The Needle and the Wedge: Digital Games as a Medium for Science Fiction

By Monica Evans. This academic article was first published in Vector #291.

Abstract: This article examines the relationship between digital games and science fiction. Digital games are predisposed to science fiction content for two reasons: game developers, at every historical point, have been science fiction fans, and therefore tended to make games with science fiction content; and digital games’ dependence on rapidly-changing technology makes them a natural fit for science fiction content and themes. Furthermore, even games that may not have overtly science fictional themes at the level of content can still be interpreted as examples of science fictional culture, through their capacity to mobilise interactions between technology, mechanics, narrative, and the imagination and emotion of their players. Game developers, science fiction authors, and the increasing number of creators who are both at once, have a great deal of territory to explore, to continue discovering how best to use this naturally science fictional medium to express what it means to be technological, computational, and human.

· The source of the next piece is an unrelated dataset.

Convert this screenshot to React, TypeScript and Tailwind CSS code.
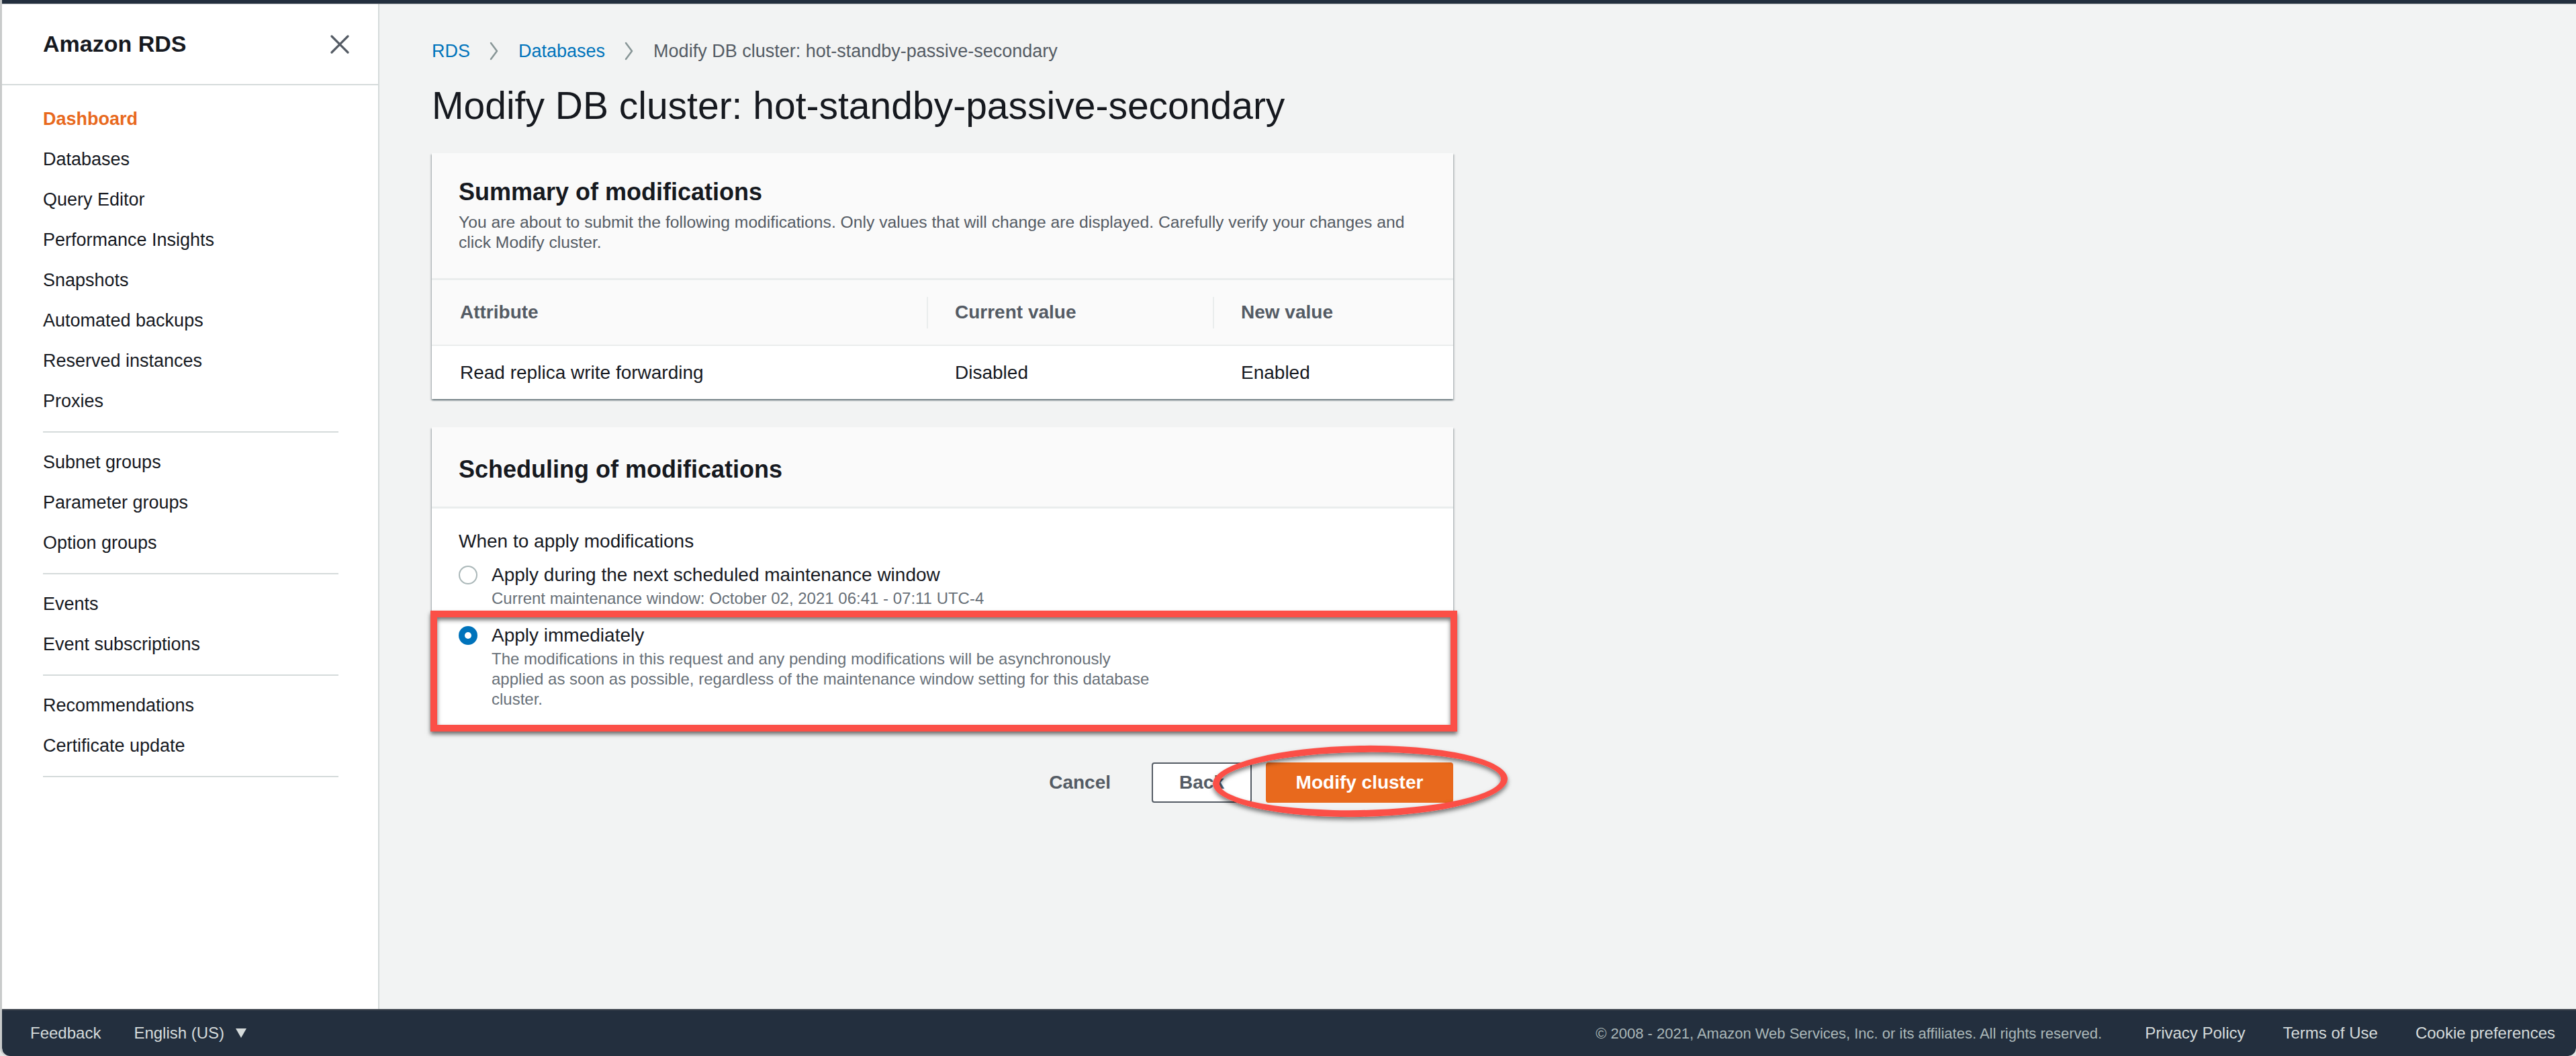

  • Review: This article underwent editorial review from two editors.
  • License: CC BY-NC-ND 4.0.
  • Citation: Evans, Monica. 2020. The Needle and the Wedge: Digital Games as a Medium for Science Fiction. Vector #291, pp.15-24. Summer, 2020. 
  • Keywords: digital games, video games, science fiction, speculative fiction
  • DOI: 10.5281/zenodo.6533414

In 1962, four computer science students at MIT, looking for something interesting to display on their new PDP-1 minicomputer, turned to science fiction. According to Steve Russell, the group’s core programmer, they started with “a two-dimensional maneuvering sort of thing, and decided that naturally the obvious thing to do was spaceships” (Brand 1972). Before long, two ships – one long and thin, the other a squat triangle – could engage in an interactive, physics-based dogfight, and Spacewar!, the world’s first digital game, was born. 

Spacewar! may have been the first, but it was hardly the last. A staggering number of successful, influential, and critically-acclaimed games can be categorized as science fiction (Krzywinksa and MacCallum-Stewart 2009), from classic arcade games like Asteroids and Space Invaders to major franchises like Metroid, Halo, StarCraft, and Mass Effect; critical trailblazers like Portal, Half-Life, and Bioshock; indie darlings like Thomas Was Alone, Soma, and FTL; and recent critical and commercial favorites like Horizon Zero Dawn, Nier: Automata, and even The Legend of Zelda: Breath of the Wild. In the absence of science fiction, an equally staggering number of games can be classified as fantasy, horror, or broadly speculative – to the point that it’s uncommon, if not rare, for a digital game to be set in a non-speculative, mundane world.